Chickens have become popular urban pets, with cities such as Concord and Pittsfield passing zoning ordinances that allow backyard chickens within city limits. According to the USDA, 1 percent of all U.S. households now raise chickens, and that number was projected to skyrocket in the next few years. Not long ago, if your chicken got sick, it became chicken soup, but now people are becoming attached to their chickens. 

“For a lot of people, chickens are crossing into that pet zone. For a lot of the people we sell to, it’s a moral crime to kill and eat a chicken,” said Baker. 

With 500 to 1000 orders of her product a month, Baker recently added a production space on Summer Street, instead of working out of her home. She buys all her cloth at Frank’s in Claremont, sends cloth and patterns to the Dominican Republic, receives the finished products back in Claremont, then fills product orders with the help of her daughter and main employee Bridget. 

“I keep thinking it’s going to go away, but then it keeps on,” said Baker. 

Baker owns a wine and cheese shop in Hampton. “This is pretty much my second full-time job, I guess.”

It all started as a homeschooling project for her daughter Bridget. They saw a YouTube video about someone who had put a diaper on a chicken, and they made a few. They had a flock of chickens at home, so they worked out the prototype, and then started selling a few. The demand for chicken diapers took them by surprise. 

“I treated it as a joke for the first year, too,” said Baker. “It just kept building on itself.” 

Meanwhile, Baker had been volunteering in the Dominican Republic, and she wanted to do something real for the women she met there. She decided she’d teach women to sew, and get them sewing chicken diapers. 

“You can’t get Americans to do this work; I tried,” she said. “If they could do it, after they did 10 of them they got bored, and left.” 

For women living in the slums of Puerto Plata, however, the wages Baker paid could change everything. She bought electric sewing machines and taught a group of women how to use them. Even though the electricity goes out frequently, there’s a lot of work that can be done by hand during in between times. 

“When we first started, I didn’t really tell them what they were making. I’d go over with patterns and cloth and we’d do a marathon week. They were just happy to be chosen to get the paycheck.” As time went on she worked out many of the initial problems. Letting the women take the sewing machines home didn’t work, because the men would sell the machines if they wanted money. 

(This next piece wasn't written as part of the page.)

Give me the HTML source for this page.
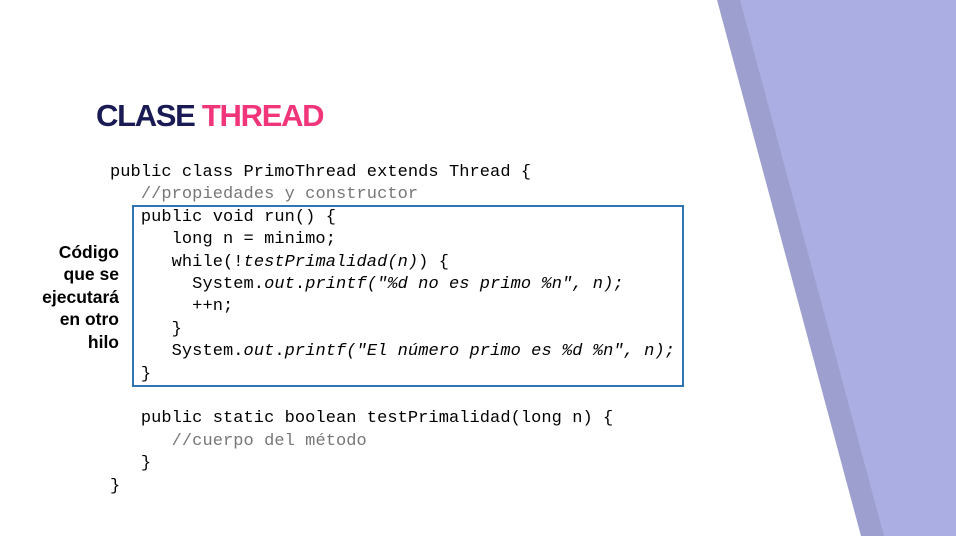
<!DOCTYPE html>
<html><head><meta charset="utf-8"><style>
body{margin:0;width:956px;height:536px;background:#fff;position:relative;overflow:hidden;font-family:"Liberation Sans",sans-serif}
.title{position:absolute;left:96px;top:98px;font-size:31px;font-weight:bold;letter-spacing:-1.3px;color:#1a1a54}
.title span{color:#f0357a}
.code{position:absolute;left:110px;top:162px;font-family:"Liberation Mono",monospace;font-size:17px;letter-spacing:0.07px;line-height:22.4px;white-space:pre;color:#000}
.c{color:#777}
i{font-style:italic}
.box{position:absolute;left:132px;top:205px;width:548px;height:178px;border:2px solid #2e75b6}
.lab{position:absolute;right:837px;top:241px;text-align:right;font-weight:bold;font-size:17.5px;line-height:22.4px;letter-spacing:0px}
</style></head><body>
<svg width="956" height="536" style="position:absolute;left:0;top:0">
<polygon points="717,0 956,0 956,536 861,536" fill="#9d9fce"/>
<polygon points="740,0 956,0 956,536 884,536" fill="#abaee3"/>
</svg>
<div class="title">CLASE <span>THREAD</span></div>
<div class="box"></div>
<div class="lab">Código<br>que se<br>ejecutará<br>en otro<br>hilo</div>
<div class="code">public class PrimoThread extends Thread {
   <span class="c">//propiedades y constructor</span>
   public void run() {
      long n = minimo;
      while(!<i>testPrimalidad(n)</i>) {
        System.<i>out</i>.<i>printf("%d no es primo %n", n);</i>
        ++n;
      }
      System.<i>out</i>.<i>printf("El número primo es %d %n", n);</i>
   }

   public static boolean testPrimalidad(long n) {
      <span class="c">//cuerpo del método</span>
   }
}</div>
</body></html>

“When we crossed over into, ‘Let’s run this like a business,’ everything worked so much better. It’s set up like a traditional manufacturing studio. They’re paid by the hour, not by the piece, and they have production standards they have to meet. We have four women sewing around the clock right now — they’re crazy busy — and a woman who has some education, who knows how to run the shop and meet production,” said Baker. 

Although it’s strange for women who are struggling to pay for their children’s clothing and education to work making clothing for chickens, it’s probably no stranger than making car parts or doing telemarketing. One day, the women in the shop decided to try putting a diaper on a Dominican chicken. They chased it all around, caught it, and attempted to wrestle it into one of the diapers, but the chicken fought back. 

“They were like, ‘Who does this?!’” said Baker. “It’s such a First-World problem.” 

Meanwhile, the chickens in the First World are thriving on special treatment, and Pampered Poultry has had to increase their diaper sizes. “People’s chickens are significantly fatter than they used to be,” said Baker. 

“It’s definitely a niche market, but the world is a very big place.”